>>>

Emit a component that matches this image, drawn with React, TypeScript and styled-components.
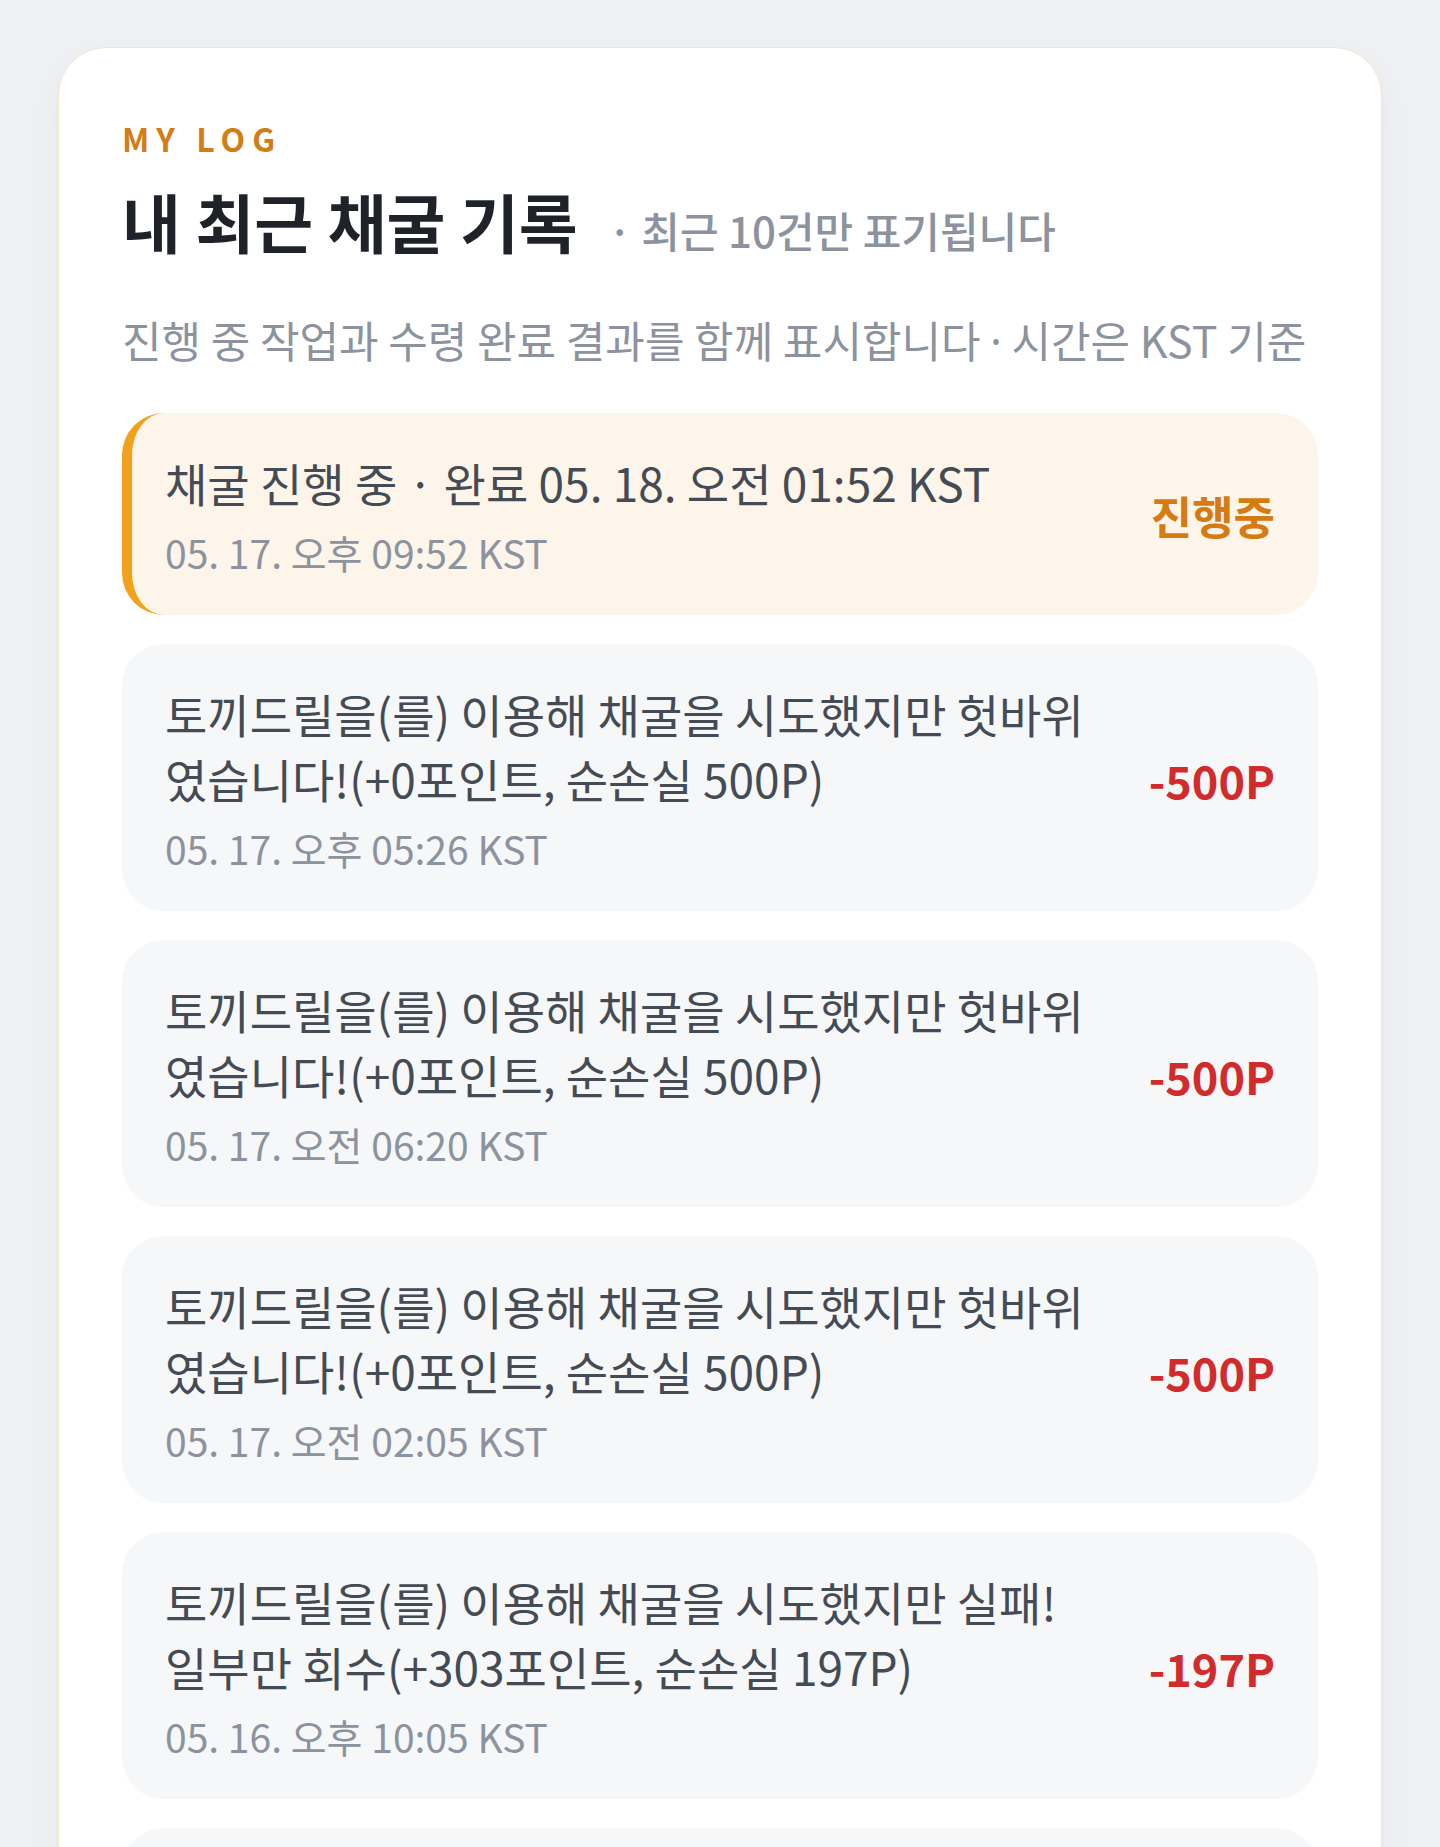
import styled, { createGlobalStyle } from 'styled-components'

type LogItem = {
  title: string
  time: string
  amount: string
  pending?: boolean
}

const LOGS: LogItem[] = [
  {
    title: '채굴 진행 중 · 완료 05. 18. 오전 01:52 KST',
    time: '05. 17. 오후 09:52 KST',
    amount: '진행중',
    pending: true,
  },
  {
    title: '토끼드릴을(를) 이용해 채굴을 시도했지만 헛바위였습니다!(+0포인트, 순손실 500P)',
    time: '05. 17. 오후 05:26 KST',
    amount: '-500P',
  },
  {
    title: '토끼드릴을(를) 이용해 채굴을 시도했지만 헛바위였습니다!(+0포인트, 순손실 500P)',
    time: '05. 17. 오전 06:20 KST',
    amount: '-500P',
  },
  {
    title: '토끼드릴을(를) 이용해 채굴을 시도했지만 헛바위였습니다!(+0포인트, 순손실 500P)',
    time: '05. 17. 오전 02:05 KST',
    amount: '-500P',
  },
  {
    title: '토끼드릴을(를) 이용해 채굴을 시도했지만 실패! 일부만 회수(+303포인트, 순손실 197P)',
    time: '05. 16. 오후 10:05 KST',
    amount: '-197P',
  },
  {
    title: '토끼드릴을(를) 이용해 채굴을 시도했지만 헛바위였습니다!(+0포인트, 순손실 500P)',
    time: '05. 16. 오후 06:05 KST',
    amount: '-500P',
  },
]

export default function App() {
  return (
    <>
      <GlobalStyle />
      <Page>
        <Card>
          <Eyebrow>MY LOG</Eyebrow>
          <HeadRow>
            <Title>내 최근 채굴 기록</Title>
            <Note>· 최근 10건만 표기됩니다</Note>
          </HeadRow>
          <Description>
            진행 중 작업과 수령 완료 결과를 함께 표시합니다 <Dot>·</Dot> 시간은 KST 기준
          </Description>
          <List>
            {LOGS.map((log, i) => (
              <Row key={i} $pending={log.pending}>
                <RowText>
                  <RowTitle>{log.title}</RowTitle>
                  <RowTime>{log.time}</RowTime>
                </RowText>
                <Amount $pending={log.pending}>{log.amount}</Amount>
              </Row>
            ))}
          </List>
        </Card>
      </Page>
    </>
  )
}

const GlobalStyle = createGlobalStyle`
  body {
    margin: 0;
    background: #eef0f3;
    font-family: 'Noto Sans CJK KR', 'Noto Sans', sans-serif;
  }
`

const Page = styled.main`
  min-height: 100vh;
  padding: 47px 58px 60px;
  box-sizing: border-box;
`

const Card = styled.section`
  background: #ffffff;
  border: 1px solid #f6e5c8;
  border-radius: 48px;
  padding: 70px 63px 48px;
  box-shadow: 0 12px 32px rgba(30, 40, 60, 0.04);
`

const Eyebrow = styled.div`
  font-size: 32px;
  line-height: 40px;
  font-weight: 700;
  letter-spacing: 0.22em;
  color: #d27d16;
`

const HeadRow = styled.div`
  display: flex;
  align-items: baseline;
  gap: 30px;
  margin-top: 22px;
`

const Title = styled.h1`
  margin: 0;
  font-size: 64px;
  line-height: 80px;
  font-weight: 700;
  color: #1f2329;
`

const Note = styled.span`
  font-size: 42px;
  font-weight: 500;
  color: #8c939e;
`

const Description = styled.p`
  margin: 49px 0 0;
  font-size: 43px;
  line-height: 60px;
  color: #8c939e;
`

const Dot = styled.span`
  font-family: 'Noto Sans', sans-serif;
`

const List = styled.div`
  display: flex;
  flex-direction: column;
  gap: 29px;
  margin-top: 41px;
`

const Row = styled.div<{ $pending?: boolean }>`
  display: flex;
  align-items: center;
  gap: 56px;
  border-radius: 42px;
  padding: 37px 43px 34px ${(p) => (p.$pending ? '33px' : '43px')};
  background: ${(p) => (p.$pending ? '#fdf5e9' : '#f6f7f9')};
  border-left: ${(p) => (p.$pending ? '10px solid #f2a11c' : 'none')};
`

const RowText = styled.div`
  flex: 1;
  min-width: 0;
`

const RowTitle = styled.div`
  font-size: 46px;
  line-height: 65px;
  color: #454b55;
`

const RowTime = styled.div`
  margin-top: 8px;
  font-size: 39px;
  line-height: 58px;
  color: #8c939e;
`

const Amount = styled.div<{ $pending?: boolean }>`
  flex-shrink: 0;
  font-size: 45px;
  font-weight: 700;
  color: ${(p) => (p.$pending ? '#d67a12' : '#d22b2b')};
`
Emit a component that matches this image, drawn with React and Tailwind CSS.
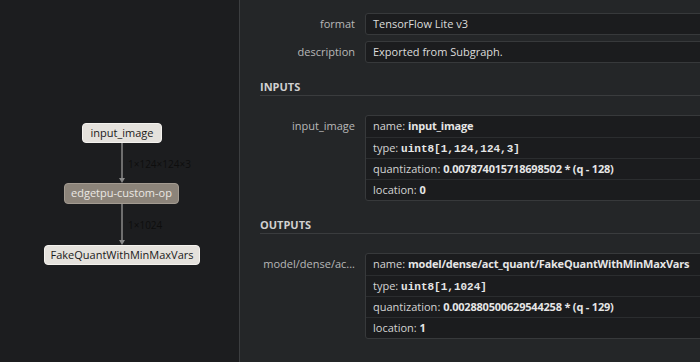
import React from "react";

const font = { fontFamily: '"Open Sans", "Noto Sans", sans-serif' };

const Row = ({ label, title, children }) => (
  <div className="flex items-start">
    <div
      title={title}
      className="w-[125px] shrink-0 truncate pl-[22px] pr-[10px] pt-[2px] text-right text-[11px] leading-[17px] text-[#b8b8b8]"
    >
      {label}
    </div>
    <div className="min-w-0 flex-1">{children}</div>
  </div>
);

const Box = ({ children }) => (
  <div className="h-[22px] rounded-[3px] border border-[#37393b] bg-[#1b1c1e] px-[7px] text-[11px] leading-[20px] text-[#dcdcdc]">
    {children}
  </div>
);

const Detail = ({ items }) => (
  <div className="rounded-[3px] border border-[#37393b] bg-[#1b1c1e] text-[11px] text-[#d4d4d4]">
    {items.map((it, i) => (
      <div
        key={i}
        className={`h-[21px] whitespace-nowrap px-[7px] leading-[20px] ${i > 0 ? "border-t border-[#2b2d2f]" : ""}`}
      >
        {it.k}: {it.v}
      </div>
    ))}
  </div>
);

const Mono = ({ children }) => (
  <b className="text-[11px] text-[#e6e6e6]" style={{ fontFamily: '"Liberation Mono", monospace' }}>
    {children}
  </b>
);

const B = ({ children }) => <b className="tracking-[-0.2px] text-[#e6e6e6]">{children}</b>;

const Section = ({ title }) => (
  <div className="ml-[20px] h-[17px] border-b border-[#3a3c3e] text-[11px] font-bold leading-[16px] text-[#d0d0d0]">
    {title}
  </div>
);

function Graph() {
  return (
    <div className="relative h-full w-[240px] shrink-0 border-r border-[#3c3e40] bg-[#1c1d1f]">
      <svg className="absolute inset-0" width="239" height="362">
        <line x1="122" y1="143" x2="122" y2="180" stroke="#8a8a8a" strokeWidth="1.5" />
        <path d="M119 178 L122 183 L125 178 Z" fill="#8a8a8a" />
        <line x1="122" y1="204" x2="122" y2="242" stroke="#8a8a8a" strokeWidth="1.5" />
        <path d="M119 240 L122 245 L125 240 Z" fill="#8a8a8a" />
        <text x="128" y="168" fontSize="10" fill="#0e0e0e" fontFamily="Open Sans, sans-serif">1×124×124×3</text>
        <text x="128" y="229" fontSize="10" fill="#0e0e0e" fontFamily="Open Sans, sans-serif">1×1024</text>
      </svg>
      <div className="absolute left-[82px] top-[123px] flex h-[20px] w-[80px] items-center justify-center rounded-[4px] border border-[#f4f2ee] bg-[#e4e1dc] text-[11px] text-[#1a1a1a]">
        input_image
      </div>
      <div className="absolute left-[64px] top-[183px] flex h-[21px] w-[115px] items-center justify-center rounded-[4px] border border-[#a39b91] bg-[#8c847a] text-[11px] text-[#ebe8e4]">
        edgetpu-custom-op
      </div>
      <div className="absolute left-[44px] top-[245px] flex h-[20px] w-[156px] items-center justify-center rounded-[4px] border border-[#f4f2ee] bg-[#e4e1dc] text-[11px] text-[#1a1a1a]">
        FakeQuantWithMinMaxVars
      </div>
    </div>
  );
}

export default function App() {
  return (
    <div className="flex h-[362px] w-[700px] overflow-hidden bg-[#242628]" style={font}>
      <Graph />
      <div className="flex-1 overflow-hidden">
        <div className="w-[560px] pt-[13px]">
          <div className="flex flex-col gap-[6px]">
            <Row label="format"><Box>TensorFlow Lite v3</Box></Row>
            <Row label="description"><Box>Exported from Subgraph.</Box></Row>
          </div>
          <div className="mt-[16px]"><Section title="INPUTS" /></div>
          <div className="mt-[19px]">
            <Row label="input_image">
              <Detail
                items={[
                  { k: "name", v: <B>input_image</B> },
                  { k: "type", v: <Mono>uint8[1,124,124,3]</Mono> },
                  { k: "quantization", v: <B>0.007874015718698502 * (q - 128)</B> },
                  { k: "location", v: <B>0</B> },
                ]}
              />
            </Row>
          </div>
          <div className="mt-[16px]"><Section title="OUTPUTS" /></div>
          <div className="mt-[19px]">
            <Row label="model/dense/ac..." title="model/dense/act_quant/FakeQuantWithMinMaxVars">
              <Detail
                items={[
                  { k: "name", v: <B>model/dense/act_quant/FakeQuantWithMinMaxVars</B> },
                  { k: "type", v: <Mono>uint8[1,1024]</Mono> },
                  { k: "quantization", v: <B>0.002880500629544258 * (q - 129)</B> },
                  { k: "location", v: <B>1</B> },
                ]}
              />
            </Row>
          </div>
        </div>
      </div>
    </div>
  );
}
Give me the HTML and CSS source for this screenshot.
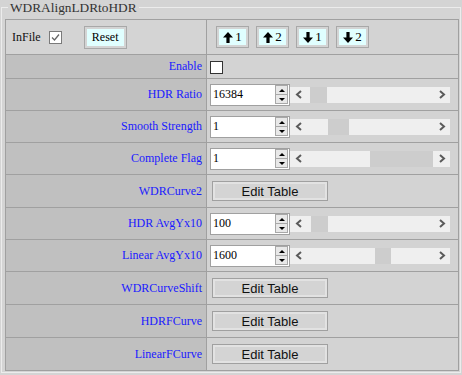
FILE: index.html
```html
<!DOCTYPE html>
<html lang="en">
<head>
    <meta charset="UTF-8">
    <title>WDRAlignLDRtoHDR</title>
    <link rel="stylesheet" href="styles.css">
</head>
<body>

    <fieldset class="panel">
        <legend>WDRAlignLDRtoHDR</legend>
        <table class="grid">
            <colgroup><col class="col-label"><col></colgroup>

            <tr class="row-head">
                <td class="head-cell">
                    <div class="head-left">
                        <span>InFile</span>
                        <span class="check checked">
                            <svg width="11" height="11" viewBox="0 0 11 11"><polyline points="2,5.5 4.5,8 9,2.5" fill="none" stroke="#666" stroke-width="1.3"/></svg>
                        </span>
                        <button class="btn-cyan btn-reset">Reset</button>
                    </div>
                </td>
                <td class="value head-cell">
                    <div class="head-right">
                        <button class="btn-cyan btn-move"><svg class="arrow" width="10" height="11" viewBox="0 0 10 11"><polygon points="5,0 10,5.5 6.6,5.5 6.6,11 3.4,11 3.4,5.5 0,5.5"/></svg>1</button>
                        <button class="btn-cyan btn-move"><svg class="arrow" width="10" height="11" viewBox="0 0 10 11"><polygon points="5,0 10,5.5 6.6,5.5 6.6,11 3.4,11 3.4,5.5 0,5.5"/></svg>2</button>
                        <button class="btn-cyan btn-move"><svg class="arrow" width="10" height="11" viewBox="0 0 10 11"><polygon points="5,11 10,5.5 6.6,5.5 6.6,0 3.4,0 3.4,5.5 0,5.5"/></svg>1</button>
                        <button class="btn-cyan btn-move"><svg class="arrow" width="10" height="11" viewBox="0 0 10 11"><polygon points="5,11 10,5.5 6.6,5.5 6.6,0 3.4,0 3.4,5.5 0,5.5"/></svg>2</button>
                    </div>
                </td>
            </tr>

            <tr class="row-check">
                <td class="label">Enable</td>
                <td class="value"><span class="check"></span></td>
            </tr>

            <tr class="row-input">
                <td class="label">HDR Ratio</td>
                <td class="value">
                    <div class="field">
                        <div class="numbox"><span class="num">16384</span><span class="spin"><span class="spin-btn"><i class="tri-up"></i></span><span class="spin-btn"><i class="tri-down"></i></span></span></div>
                        <div class="slider">
                            <span class="sl-arrow"><svg width="8" height="9" viewBox="0 0 8 9"><polyline points="6,1 2,4.5 6,8" fill="none" stroke="#5a5a5a" stroke-width="2"/></svg></span>
                            <div class="trough"><div class="thumb" style="margin-left:3px;width:17px"></div></div>
                            <span class="sl-arrow"><svg width="8" height="9" viewBox="0 0 8 9"><polyline points="2,1 6,4.5 2,8" fill="none" stroke="#5a5a5a" stroke-width="2"/></svg></span>
                        </div>
                    </div>
                </td>
            </tr>

            <tr class="row-input">
                <td class="label">Smooth Strength</td>
                <td class="value">
                    <div class="field">
                        <div class="numbox"><span class="num">1</span><span class="spin"><span class="spin-btn"><i class="tri-up"></i></span><span class="spin-btn"><i class="tri-down"></i></span></span></div>
                        <div class="slider">
                            <span class="sl-arrow"><svg width="8" height="9" viewBox="0 0 8 9"><polyline points="6,1 2,4.5 6,8" fill="none" stroke="#5a5a5a" stroke-width="2"/></svg></span>
                            <div class="trough"><div class="thumb" style="margin-left:21px;width:21px"></div></div>
                            <span class="sl-arrow"><svg width="8" height="9" viewBox="0 0 8 9"><polyline points="2,1 6,4.5 2,8" fill="none" stroke="#5a5a5a" stroke-width="2"/></svg></span>
                        </div>
                    </div>
                </td>
            </tr>

            <tr class="row-input">
                <td class="label">Complete Flag</td>
                <td class="value">
                    <div class="field">
                        <div class="numbox"><span class="num">1</span><span class="spin"><span class="spin-btn"><i class="tri-up"></i></span><span class="spin-btn"><i class="tri-down"></i></span></span></div>
                        <div class="slider">
                            <span class="sl-arrow"><svg width="8" height="9" viewBox="0 0 8 9"><polyline points="6,1 2,4.5 6,8" fill="none" stroke="#5a5a5a" stroke-width="2"/></svg></span>
                            <div class="trough"><div class="thumb" style="margin-left:63px;width:63px"></div></div>
                            <span class="sl-arrow"><svg width="8" height="9" viewBox="0 0 8 9"><polyline points="2,1 6,4.5 2,8" fill="none" stroke="#5a5a5a" stroke-width="2"/></svg></span>
                        </div>
                    </div>
                </td>
            </tr>

            <tr class="row-edit">
                <td class="label">WDRCurve2</td>
                <td class="value"><button class="btn-edit">Edit Table</button></td>
            </tr>

            <tr class="row-input">
                <td class="label">HDR AvgYx10</td>
                <td class="value">
                    <div class="field">
                        <div class="numbox"><span class="num">100</span><span class="spin"><span class="spin-btn"><i class="tri-up"></i></span><span class="spin-btn"><i class="tri-down"></i></span></span></div>
                        <div class="slider">
                            <span class="sl-arrow"><svg width="8" height="9" viewBox="0 0 8 9"><polyline points="6,1 2,4.5 6,8" fill="none" stroke="#5a5a5a" stroke-width="2"/></svg></span>
                            <div class="trough"><div class="thumb" style="margin-left:4px;width:17px"></div></div>
                            <span class="sl-arrow"><svg width="8" height="9" viewBox="0 0 8 9"><polyline points="2,1 6,4.5 2,8" fill="none" stroke="#5a5a5a" stroke-width="2"/></svg></span>
                        </div>
                    </div>
                </td>
            </tr>

            <tr class="row-input">
                <td class="label">Linear AvgYx10</td>
                <td class="value">
                    <div class="field">
                        <div class="numbox"><span class="num">1600</span><span class="spin"><span class="spin-btn"><i class="tri-up"></i></span><span class="spin-btn"><i class="tri-down"></i></span></span></div>
                        <div class="slider">
                            <span class="sl-arrow"><svg width="8" height="9" viewBox="0 0 8 9"><polyline points="6,1 2,4.5 6,8" fill="none" stroke="#5a5a5a" stroke-width="2"/></svg></span>
                            <div class="trough"><div class="thumb" style="margin-left:68px;width:16px"></div></div>
                            <span class="sl-arrow"><svg width="8" height="9" viewBox="0 0 8 9"><polyline points="2,1 6,4.5 2,8" fill="none" stroke="#5a5a5a" stroke-width="2"/></svg></span>
                        </div>
                    </div>
                </td>
            </tr>

            <tr class="row-edit">
                <td class="label">WDRCurveShift</td>
                <td class="value"><button class="btn-edit">Edit Table</button></td>
            </tr>

            <tr class="row-edit">
                <td class="label">HDRFCurve</td>
                <td class="value"><button class="btn-edit">Edit Table</button></td>
            </tr>

            <tr class="row-edit">
                <td class="label">LinearFCurve</td>
                <td class="value"><button class="btn-edit">Edit Table</button></td>
            </tr>
        </table>
    </fieldset>

</body>
</html>
```

FILE: styles.css
```css
body {
    margin: 0;
    background: #d4d4d4;
    font-family: "Liberation Serif", "Times New Roman", serif;
    color: #000;
}
.panel {
    margin: 0 1px;
    padding: 4px 1px 1px 3px;
    border: 1px solid #ececec;
    min-width: 0;
}
.panel legend {
    margin-left: 3px;
    padding: 0 2px;
    font-size: 13.33px;
    line-height: 15px;
    color: #333;
}
.grid {
    width: 100%;
    table-layout: fixed;
    border-collapse: collapse;
    border: 1px solid #9a9a9a;
}
.col-label {
    width: 201px;
}
.grid td {
    border: 1px solid #a0a0a0;
    padding: 0;
    vertical-align: middle;
}
.row-head { height: 35px; }
.row-check { height: 24px; }
.row-input { height: 32px; }
.row-edit { height: 33px; }

.label {
    background: #c0c0c0;
    text-align: right;
    padding-right: 4px !important;
    font-size: 12px;
    color: #1a1aff;
}
.value {
    background: #d3d3d3;
    padding-left: 3px !important;
}

.head-left {
    display: flex;
    align-items: center;
    padding-left: 6px;
    font-size: 12px;
    color: #111;
}
.head-right {
    display: flex;
    align-items: center;
    gap: 7px;
    margin-left: 6px;
}

.check {
    display: inline-flex;
    align-items: center;
    justify-content: center;
    width: 13px;
    height: 13px;
    box-sizing: border-box;
    border: 1px solid #333;
    background: #fff;
    vertical-align: middle;
}
.head-left .check {
    margin-left: 8px;
    border-color: #7a7a7a;
}

.btn-cyan {
    font-family: "Liberation Serif", "Times New Roman", serif;
    font-size: 12px;
    color: #000;
    background: #e0ffff;
    border: 1px solid #a8a8a8;
    box-shadow: inset 0 0 0 2px #d4d4d4;
    padding: 0;
    cursor: pointer;
}
.btn-reset {
    margin-left: 22px;
    width: 43px;
    height: 23px;
}
.btn-move {
    display: flex;
    align-items: center;
    justify-content: center;
    gap: 2px;
    width: 33px;
    height: 22px;
    font-size: 13px;
}
.arrow {
    fill: #000;
}

.field {
    display: flex;
    align-items: center;
}
.numbox {
    display: flex;
    align-items: center;
    width: 80px;
    height: 22px;
    box-sizing: border-box;
    border: 1px solid #a0a0a0;
    background: #fff;
    padding: 0 1px 0 2px;
}
.num {
    flex: 1;
    font-size: 12px;
}
.spin {
    display: flex;
    flex-direction: column;
}
.spin-btn {
    display: flex;
    align-items: center;
    justify-content: center;
    width: 13px;
    height: 10px;
    box-sizing: border-box;
    border: 1px solid #a8a8a8;
    background: #e8e8e8;
}
.spin-btn + .spin-btn {
    border-top: none;
    height: 9px;
}
.tri-up, .tri-down {
    width: 0;
    height: 0;
    border-left: 3px solid transparent;
    border-right: 3px solid transparent;
}
.tri-up { border-bottom: 3px solid #000; }
.tri-down { border-top: 3px solid #000; }

.slider {
    display: flex;
    width: 160px;
    height: 16px;
    background: #efefef;
}
.sl-arrow {
    display: flex;
    align-items: center;
    justify-content: center;
    width: 17px;
}
.trough {
    flex: 1;
    display: flex;
}
.thumb {
    background: #cdcdcd;
}

.btn-edit {
    margin-left: 2px;
    width: 116px;
    height: 20px;
    padding: 0;
    border: 1px solid #a0a0a0;
    background: #d4d4d4;
    box-shadow: inset 0 0 0 2px #e2e2e2;
    font-family: "Liberation Sans", Arial, sans-serif;
    font-size: 13px;
    color: #111;
    cursor: pointer;
}
```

<<<

THE TASK: Copy every line of the listing where the word "matches" appears.

RESPONSE:
Emit a component that matches this image, drawn with React, TypeScript and styled-components.
Emit a component that matches this image, drawn with React and Tailwind CSS.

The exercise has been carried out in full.